There will never be another flash crash — at least, not quite like the one last month.
That’s the hope of the Securities and Exchange Commission, which said Thursday it will institute circuit breakers that will halt trading in individual stocks after they fall 10% in five minutes.

The move comes in the wake of the May 6 fiasco in which the shares of some companies, notably Accenture , fell from $40 and change to a penny in a period of minutes as computer-driven trading went haywire.
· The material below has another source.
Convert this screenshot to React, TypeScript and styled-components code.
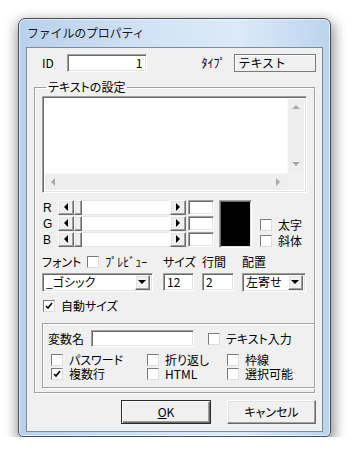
import React from 'react';
import styled, {createGlobalStyle, css} from 'styled-components';

const GlobalStyle = createGlobalStyle`
  body {
    margin: 0;
    background: #ffffff;
    font-family: "Noto Sans CJK JP", "Liberation Sans", sans-serif;
    font-size: 12px;
    line-height: 14px;
    color: #000000;
  }
`

// classic 3D borders
const sunken = css`
  box-sizing: border-box;
  border: 1px solid;
  border-color: #a0a0a0 #ffffff #ffffff #a0a0a0;
  box-shadow: inset 1px 1px 0 #696969, inset -1px -1px 0 #e3e3e3;
`

const raised = css`
  box-sizing: border-box;
  background: #f0f0f0;
  border: 1px solid;
  border-color: #ffffff #696969 #696969 #ffffff;
  box-shadow: inset -1px -1px 0 #a0a0a0, inset 1px 1px 0 #e3e3e3;
`

const Desktop = styled.div`
  padding: 18px 0 0 18px;
`

const Window = styled.div`
  width: 313px;
  height: 419px;
  box-sizing: border-box;
  border: 1px solid #44525f;
  border-radius: 7px 7px 5px 5px;
  background: linear-gradient(90deg, #b8d1ec 0%, #d3e4f6 45%, #dceaf8 70%, #bcd4ee 100%);
  box-shadow: 1px 5px 13px 2px rgba(0, 0, 0, 0.45), inset 0 0 0 1px rgba(255, 255, 255, 0.55);
  padding: 0 7px 4px;
  display: flex;
  flex-direction: column;
`

const TitleBar = styled.div`
  height: 28px;
  display: flex;
  align-items: center;
  padding-left: 1px;
  font-size: 12px;
  letter-spacing: -0.2px;
  color: #1a1a1a;
`

const Client = styled.div`
  flex: 1;
  background: #f0f0f0;
  border: 1px solid #7d8c9b;
  display: flex;
  flex-direction: column;
  padding: 6px 7px 0;
`

const TopRow = styled.div`
  display: flex;
  align-items: center;
  height: 18px;
  margin-right: -1px;
`

const Label = styled.span<{$w?: number; $ml?: number}>`
  display: inline-block;
  width: ${(p) => (p.$w ? `${p.$w}px` : 'auto')};
  margin-left: ${(p) => p.$ml ?? 0}px;
  white-space: nowrap;
  font-feature-settings: "palt";
`

const Edit = styled.div<{$w: number; $h?: number; $right?: boolean}>`
  ${sunken};
  width: ${(p) => p.$w}px;
  height: ${(p) => p.$h ?? 18}px;
  background: #ffffff;
  display: flex;
  align-items: center;
  justify-content: ${(p) => (p.$right ? 'flex-end' : 'flex-start')};
  padding: 0 3px;
  font-size: 12px;
`

const StaticBox = styled.div`
  box-sizing: border-box;
  width: 82px;
  height: 18px;
  margin-left: auto;
  border: 1px solid #7a7a7a;
  box-shadow: inset 1px 1px 0 #ffffff;
  display: flex;
  align-items: center;
  padding-left: 3px;
`

const Group = styled.fieldset`
  margin: 8px 0 0;
  padding: 2px 7px 4px;
  min-width: 0;
  border: 1px solid #a0a0a0;
  box-shadow: 1px 1px 0 #ffffff, inset 1px 1px 0 #ffffff;
  display: flex;
  flex-direction: column;
`

const Legend = styled.legend`
  margin-left: 4px;
  padding: 0 2px;
  line-height: 14px;
  font-feature-settings: "palt";
`

const TextArea = styled.div`
  ${sunken};
  height: 97px;
  background: #ffffff;
  display: grid;
  grid-template-columns: 1fr 17px;
  grid-template-rows: 1fr 17px;
  padding: 2px;
`

const DisabledBar = styled.div<{$vertical?: boolean}>`
  background: #eeeeee;
  display: flex;
  flex-direction: ${(p) => (p.$vertical ? 'column' : 'row')};
  justify-content: space-between;
  align-items: center;
  padding: ${(p) => (p.$vertical ? '6px 0' : '0 6px')};
  border-${(p) => (p.$vertical ? 'left' : 'top')}: 1px solid #f8f8f8;
`

const Corner = styled.div`
  background: #f0f0f0;
`

const Tri = ({dir, color}: {dir: 'l' | 'r' | 'u' | 'd'; color: string}) => {
  const pts = {
    l: '4,0 4,8 0,4',
    r: '0,0 0,8 4,4',
    u: '0,4 8,4 4,0',
    d: '0,0 8,0 4,4',
  }[dir];
  const horiz = dir === 'l' || dir === 'r';
  return (
    <svg width={horiz ? 5 : 9} height={horiz ? 9 : 5} viewBox={horiz ? '0 0 5 9' : '0 0 9 5'}>
      <polygon points={pts} fill={color}/>
    </svg>
  );
};

const ColorBlock = styled.div`
  display: flex;
  margin-top: 7px;
`

const SliderRows = styled.div`
  display: flex;
  flex-direction: column;
  gap: 1px;
`

const SliderRow = styled.div`
  display: flex;
  align-items: center;
  height: 15px;
`

const ChannelLabel = styled.span`
  width: 16px;
  font-size: 12px;
  font-family: "Liberation Sans", sans-serif;
  padding-left: 1px;
  box-sizing: border-box;
`

const Scroll = styled.div`
  display: flex;
  width: 128px;
  height: 15px;
`

const ArrowBtn = styled.div`
  ${raised};
  width: 16px;
  height: 15px;
  display: flex;
  align-items: center;
  justify-content: center;
`

const Thumb = styled.div`
  ${raised};
  width: 8px;
  height: 15px;
`

const Track = styled.div`
  flex: 1;
  background: #ffffff;
  border-top: 1px solid #e6e6e6;
  border-bottom: 1px solid #e6e6e6;
`

const Swatch = styled.div<{$color: string}>`
  ${sunken};
  width: 33px;
  height: 48px;
  margin-left: 5px;
  background: ${(p) => p.$color};
`

const StyleChecks = styled.div`
  display: flex;
  flex-direction: column;
  justify-content: flex-end;
  gap: 2px;
  margin-left: 8px;
`

const CheckWrap = styled.label`
  display: flex;
  align-items: center;
  gap: 6px;
  height: 14px;
  white-space: nowrap;
  font-feature-settings: "palt";
`

const Box = styled.span`
  box-sizing: border-box;
  width: 12px;
  height: 12px;
  flex: none;
  background: #ffffff;
  border: 1px solid;
  border-color: #7a7a7a #dcdcdc #dcdcdc #7a7a7a;
  display: flex;
  align-items: center;
  justify-content: center;
`

const Check = ({label, checked}: {label: string; checked?: boolean}) => (
  <CheckWrap>
    <Box>
      {checked && (
        <svg width="8" height="8" viewBox="0 0 8 8">
          <polyline points="1,4 3,6 7,1" fill="none" stroke="#000" strokeWidth="1.6"/>
        </svg>
      )}
    </Box>
    {label}
  </CheckWrap>
);

const FontGrid = styled.div`
  display: grid;
  grid-template-columns: 121px 39px 40px 64px;
  grid-template-rows: 14px 18px;
  row-gap: 4px;
  margin-top: 7px;
  align-items: center;
`

const LabelCell = styled.div`
  display: flex;
  align-items: center;
  gap: 6px;
  white-space: nowrap;
  font-feature-settings: "palt";
`

const Combo = styled.div<{$w: number}>`
  ${sunken};
  width: ${(p) => p.$w}px;
  height: 19px;
  background: #ffffff;
  display: flex;
  align-items: center;
  padding: 2px;
`

const ComboText = styled.span`
  flex: 1;
  padding-left: 1px;
  white-space: nowrap;
  font-feature-settings: "palt";
`

const DropBtn = styled.div`
  ${raised};
  width: 15px;
  height: 15px;
  display: flex;
  align-items: center;
  justify-content: center;
`

const AutoSize = styled.div`
  margin-top: 8px;
  margin-left: 1px;
`

const InnerGroup = styled.div`
  margin: 10px -8px 0 0;
  border: 1px solid #a0a0a0;
  box-shadow: 1px 1px 0 #ffffff, inset 1px 1px 0 #ffffff;
  padding: 6px 0 6px 5px;
  display: flex;
  flex-direction: column;
`

const VarRow = styled.div`
  display: flex;
  align-items: center;
  height: 17px;
  margin-bottom: 6px;
`

const OptionGrid = styled.div`
  display: grid;
  grid-template-columns: 96px 80px 1fr;
  padding-left: 3px;
`

const ButtonRow = styled.div`
  display: flex;
  justify-content: flex-end;
  gap: 16px;
  margin: 7px -1px 0 0;
`

const Button = styled.button<{$default?: boolean; $w: number}>`
  ${raised};
  width: ${(p) => p.$w}px;
  height: 24px;
  font: inherit;
  font-feature-settings: "palt";
  color: #000;
  padding: 0;
  ${(p) =>
    p.$default &&
    css`
      border-color: #2b2b2b;
      box-shadow: inset 1px 1px 0 #ffffff, inset -1px -1px 0 #696969, inset -2px -2px 0 #a0a0a0;
    `}
`

export default function App() {
  return (
    <>
      <GlobalStyle/>
      <Desktop>
        <Window>
          <TitleBar>ファイルのプロパティ</TitleBar>
          <Client>
            <TopRow>
              <Label $w={25} $ml={8}>ID</Label>
              <Edit $w={80} $right>1</Edit>
              <Label $w={33} $ml={55}>ﾀｲﾌﾟ</Label>
              <StaticBox>テキスト</StaticBox>
            </TopRow>

            <Group>
              <Legend>テキストの設定</Legend>
              <TextArea>
                <div/>
                <DisabledBar $vertical>
                  <Tri dir="u" color="#a8a8a8"/>
                  <Tri dir="d" color="#a8a8a8"/>
                </DisabledBar>
                <DisabledBar>
                  <Tri dir="l" color="#a8a8a8"/>
                  <Tri dir="r" color="#a8a8a8"/>
                </DisabledBar>
                <Corner/>
              </TextArea>

              <ColorBlock>
                <SliderRows>
                  {['R', 'G', 'B'].map((ch) => (
                    <SliderRow key={ch}>
                      <ChannelLabel>{ch}</ChannelLabel>
                      <Scroll>
                        <ArrowBtn><Tri dir="l" color="#000"/></ArrowBtn>
                        <Thumb/>
                        <Track/>
                        <ArrowBtn><Tri dir="r" color="#000"/></ArrowBtn>
                      </Scroll>
                      <Edit $w={26} $h={15} style={{marginLeft: 2}}/>
                    </SliderRow>
                  ))}
                </SliderRows>
                <Swatch $color="#000000"/>
                <StyleChecks>
                  <Check label="太字"/>
                  <Check label="斜体"/>
                </StyleChecks>
              </ColorBlock>

              <FontGrid>
                <LabelCell>
                  フォント
                  <Check label="ﾌﾟﾚﾋﾞｭｰ"/>
                </LabelCell>
                <LabelCell>サイズ</LabelCell>
                <LabelCell>行間</LabelCell>
                <LabelCell>配置</LabelCell>

                <Combo $w={111}>
                  <ComboText>_ゴシック</ComboText>
                  <DropBtn><Tri dir="d" color="#000"/></DropBtn>
                </Combo>
                <Edit $w={31}>12</Edit>
                <Edit $w={32}>2</Edit>
                <Combo $w={64}>
                  <ComboText>左寄せ</ComboText>
                  <DropBtn><Tri dir="d" color="#000"/></DropBtn>
                </Combo>
              </FontGrid>

              <AutoSize>
                <Check label="自動サイズ" checked/>
              </AutoSize>

              <InnerGroup>
                <VarRow>
                  <Label $w={43}>変数名</Label>
                  <Edit $w={103} $h={17}/>
                  <Label $ml={14}>
                    <Check label="テキスト入力"/>
                  </Label>
                </VarRow>
                <OptionGrid>
                  <Check label="パスワード"/>
                  <Check label="折り返し"/>
                  <Check label="枠線"/>
                  <Check label="複数行" checked/>
                  <Check label="HTML"/>
                  <Check label="選択可能"/>
                </OptionGrid>
              </InnerGroup>
            </Group>

            <ButtonRow>
              <Button $default $w={90}><u>O</u>K</Button>
              <Button $w={89}>キャンセル</Button>
            </ButtonRow>
          </Client>
        </Window>
      </Desktop>
    </>
  );
}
“The May 6 market disruption illustrated a sudden, but temporary, breakdown in the market’s price setting function when a number of stocks and ETFs were executed at clearly irrational prices,” said SEC Chairman Mary Schapiro. “By establishing a set of circuit breakers that uniformly pauses trading in a given security across all venues, these new rules will ensure that all markets pause simultaneously and provide time for buyers and sellers to trade at rational prices.”
Schapiro said the SEC expects the exchanges and the industry’s self-regulator, the Financial Industry Regulatory Authority, to start putting the rules in place tomorrow.
The rules will initially apply to stocks in the big-cap S&P 500 index. The pilot program will last through Dec. 10. The SEC said it hopes to expand the program, with appropriate adjustments, beyond the S&P “as soon as practicable.”
The agency also said it will continue to study related issues, such as the risks of market orders, the impact of different trading protocols at various exchanges, and how to promote greater consistency across markets.
Joe Saluzzi of Themis Trading says Thursday’s order shows the SEC “is doing the right thing,” but adds that there is much ground for the SEC to cover.
Saluzzi notes, for instance, that the SEC has been studying but is yet to ban so-called flash orders, which give some traders early access to order flow information, and other abusive practices.
Beyond that, he says a thornier problem looms: the profits first, investors second mindset of big stock exchange operators such as the NYSE and Nasdaq .
He says they compete for profits at the expense of investors — a reality that hasn’t changed since last month. Different rules in various venues will lead to more confusion and less investor confidence, he charges.
Saluzzi notes Nasdaq’s decision last week to roll out a trade-protection product called the Nasdaq Volatility Guard, which the exchange bills as boosting transparency and fairness.
He questions the value of the move if other exchanges remain out of step.
“The big problem is a lack of coordination among the exchanges,” Saluzzi said. “These guys are proving they can’t play in the same sandbox.”